Cuando visitas un país o una ciudad extranjera, puedes encontrar leyes y regulaciones que difieren significativamente de las de tu país de origen. Estas diferencias pueden deberse a factores relacionados con la ubicación, el entorno o las costumbres y tradiciones de los habitantes locales. A veces, estas leyes pueden parecer extremas o ilógicas. Tal es el caso de la pequeña ciudad de Longyearbyen, ubicada en el archipiélago de Svalbard, en el norte de Noruega, donde la muerte está prohibida desde la década de 1950. En este entorno único, la muerte no está permitida en sus terrenos, y si se sospecha que un residente está a punto de morir, debe ser trasladado inmediatamente al continente.
El concepto de prohibir la muerte en ciertos lugares no es completamente nuevo. Desde el siglo V a.C., se declaró que morir en la isla de Delos en Grecia estaba prohibido porque se consideraba un lugar sagrado. Incluso hoy en día, hay algunas ciudades en todo el mundo que prohíben la muerte, como la ciudad de Itsukushima en Japón, aunque estas prohibiciones a menudo se basan en razones espirituales. En contraste, la prohibición de la muerte en Longyearbyen se basa en razones prácticas relacionadas con su clima. Ubicada por encima del Círculo Polar Ártico, la ciudad experimenta temperaturas extremadamente bajas, que a menudo descienden a -15°C y a veces incluso a -32°C. Estas condiciones gélidas significan que el suelo y todo lo que se entierra en él permanecen perpetuamente congelados, evitando la descomposición natural de los cuerpos incluso cuando las temperaturas suben durante el verano.

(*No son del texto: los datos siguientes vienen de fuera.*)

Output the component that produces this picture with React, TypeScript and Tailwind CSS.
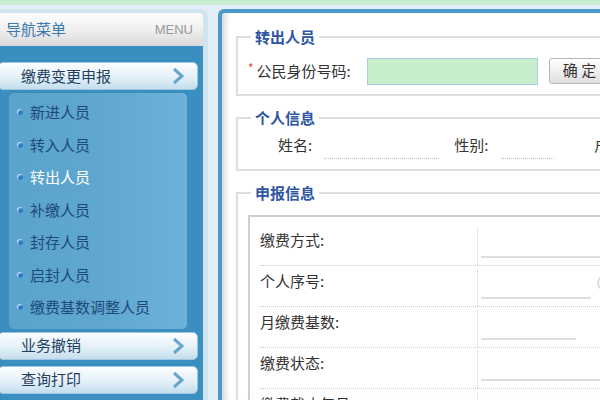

La incapacidad para descomponerse naturalmente crea desafíos significativos para la gestión del espacio y el almacenamiento de los muertos. Además, si un cuerpo permanece perfectamente conservado, cualquier virus o enfermedad que lleve podría permanecer activo y potencialmente propagarse entre la población viva, representando un riesgo para la seguridad. Esta preocupación se hizo particularmente evidente en 1950 cuando los residentes locales descubrieron que el permafrost impedía una correcta descomposición. Temiendo la posible propagación de enfermedades, desactivaron el cementerio de la ciudad y prohibieron la muerte en Longyearbyen. Esta decisión se validó en la década de 1990 cuando los científicos examinaron cuerpos exhumados del permafrost y encontraron que una víctima de la pandemia de gripe española de 1918 aún llevaba el mismo virus mortal en estado activo. Este escenario destacó el riesgo de que, si el permafrost se descongelara—quizás debido al calentamiento global—el virus podría infectar toda la ciudad. Dado que este virus había acabado previamente con alrededor del 5% de la población mundial en 1918, la idea de prohibir la muerte en Longyearbyen parece completamente racional.

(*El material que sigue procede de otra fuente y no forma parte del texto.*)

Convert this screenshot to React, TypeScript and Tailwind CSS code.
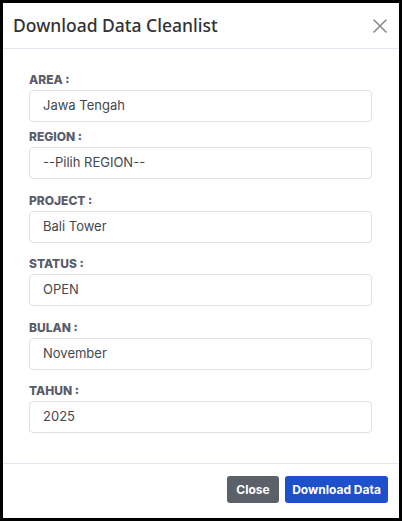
import React from "react";

const fields = [
  { label: "AREA :", value: "Jawa Tengah", mb: "mb-[5px]" },
  { label: "REGION :", value: "--Pilih REGION--", mb: "mb-3" },
  { label: "PROJECT :", value: "Bali Tower", mb: "mb-[11px]" },
  { label: "STATUS :", value: "OPEN", mb: "mb-3" },
  { label: "BULAN :", value: "November", mb: "mb-[11px]" },
  { label: "TAHUN :", value: "2025", mb: "mb-0" },
];

export default function App() {
  return (
    <div className="w-[402px] h-[521px] bg-black pt-[3px] pl-[3px]">
      <div className="w-[396px] h-[515px] bg-white flex flex-col">
        <div className="h-[46px] border-b border-[#e3e6f0] flex items-center justify-between pl-[10px] pr-[10px]">
          <div
            className="text-[17.5px] font-medium text-[#333] leading-none"
            style={{ fontFamily: '"Noto Sans", sans-serif' }}
          >
            Download Data Cleanlist
          </div>
          <svg width="14" height="14" viewBox="0 0 14 14" className="mr-[2px]">
            <path d="M1 1 L13 13 M13 1 L1 13" stroke="#8a8a8a" strokeWidth="1.6" strokeLinecap="round" />
          </svg>
        </div>
        <div className="flex-1 pl-[26px] pr-[27px] pt-[21px]" style={{ fontFamily: 'Inter, "Noto Sans", sans-serif' }}>
          {fields.map((f) => (
            <div key={f.label} className={f.mb}>
              <div className="h-[20px] text-[12px] font-extrabold text-[#5a5c69] leading-[20px]">{f.label}</div>
              <div className="h-[32px] border border-[#dfe1e6] rounded-[4px] flex items-center pl-[13px] text-[13px] text-[#45474d]">
                {f.value}
              </div>
            </div>
          ))}
        </div>
        <div className="h-[55px] border-t border-[#e3e6f0] flex items-start justify-end pt-[12px] pr-[11px] gap-[6px]" style={{ fontFamily: 'Inter, "Noto Sans", sans-serif' }}>
          <div className="w-[52px] h-[27px] rounded-[3px] bg-[#5b6069] text-white text-[12px] font-bold flex items-center justify-center">
            Close
          </div>
          <div className="w-[103px] h-[27px] rounded-[3px] bg-[#1e50cc] text-white text-[12px] font-bold flex items-center justify-center">
            Download Data
          </div>
        </div>
      </div>
    </div>
  );
}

Muchos se preguntan qué sucede si alguien muere en Longyearbyen y no puede ser trasladado a otro lugar. En tales casos, el difunto es incinerado y las cenizas se entierran en una urna funeraria. Sin embargo, este proceso es algo complicado ya que requiere un permiso de las autoridades.
La vida en Longyearbyen es en general difícil, con una población de aproximadamente 2,300 residentes, la mayoría de los cuales trabajan en la extracción minera y del carbón. La ciudad experimenta una ausencia total de luz solar durante cuatro meses en invierno, y los osos polares pueden ser una amenaza si te alejas demasiado del asentamiento. Por lo tanto, cualquier persona que salga de la ciudad debe estar armada. Además, el frío puede ser tan severo que los niños tienen dificultades para moverse, y los gatos están prohibidos en la región de Svalbard para proteger a las especies de aves locales. Dadas estas duras condiciones, la prohibición de la muerte puede parecer uno de los desafíos menores a los que se enfrentan sus habitantes.